Finding the Eigenstate of S2 for a Spin 1 Particle

[Jammy453]

Homework Statement

I'm trying to show the Eigenstate of S² is 2ħ^2 given the matrix representations for S_x, S_y and S_z for a spin 1 particle

Homework Equations

S_x = ħ/√2 *
\begin{pmatrix}
0 & 1 & 0 \\
1 & 0 & 1 \\
0 & 1 & 0
\end{pmatrix}

S_y = ħ/√2 *
\begin{pmatrix}
0 & -i & 0 \\
i & 0 & -i \\
0 & i & 0
\end{pmatrix}

S_z = ħ*
\begin{pmatrix}
1 & 0 & 0 \\
0 & 0 & 0 \\
0 & 0 & -1
\end{pmatrix}

(I'm sorry I don't know how to format matrixes on here...)

The Attempt at a Solution

I've tried squaring all the matrices and adding them together but I just get

2ħ² *
\begin{pmatrix}
3 & 0 & 0 \\
0 & 4 & 0 \\
0 & 0 & 3
\end{pmatrix}

which is not an identity matrix?

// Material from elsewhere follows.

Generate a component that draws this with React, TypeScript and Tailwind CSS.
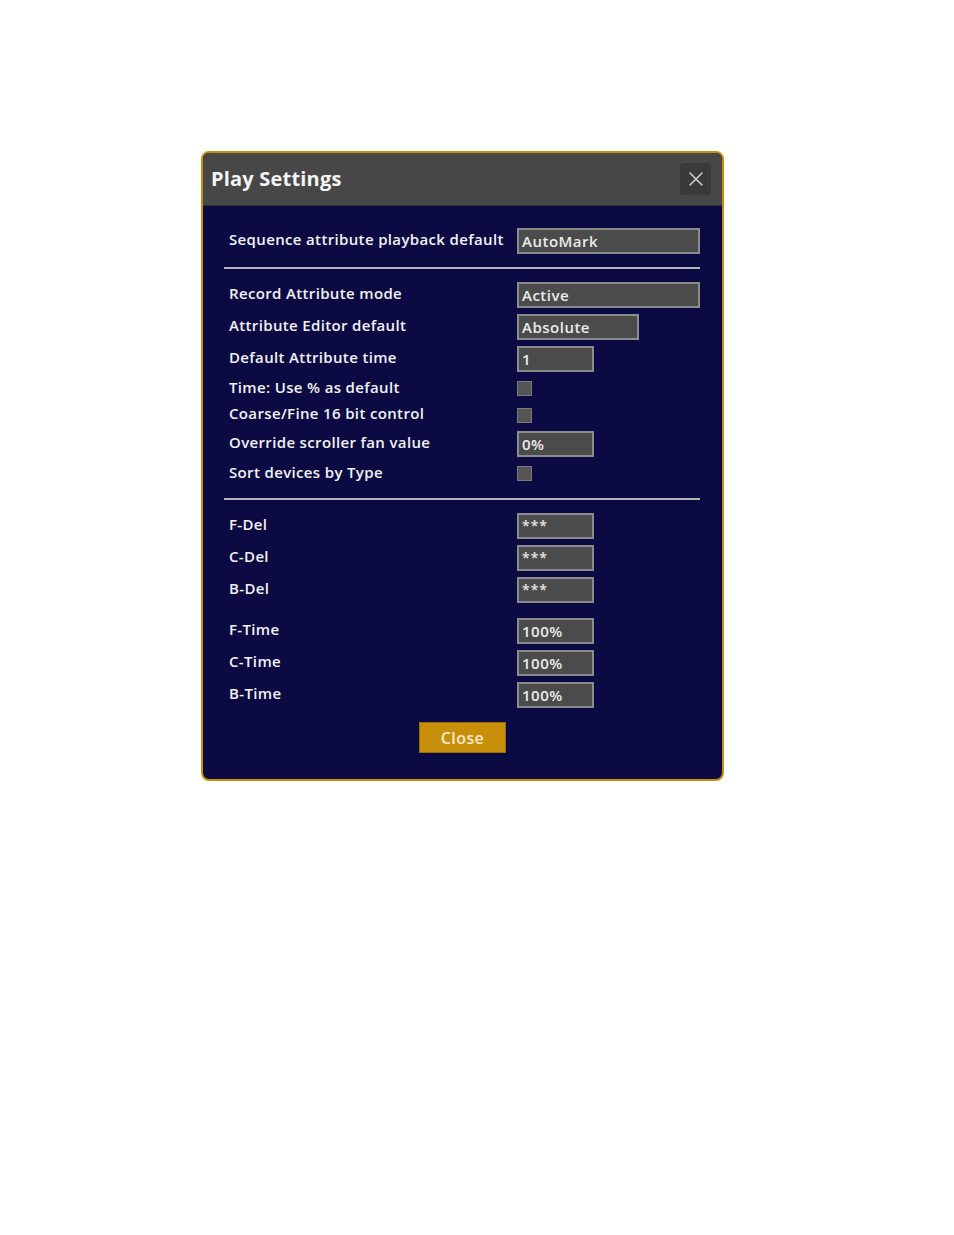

What have I not understood?

Thanks!

 

[kuruman]

What have I not understood?

Your method is correct. Check your implementation of it. You should put the radicals back in the $S_x$ and $S_y$ matrices where they belong before you add them.

 

[Jammy453]

Your method is correct. Check your implementation of it. You should put the radicals back in the $S_x$ and $S_y$ matrices where they belong before you add them.

I see where I went wrong now, thank you!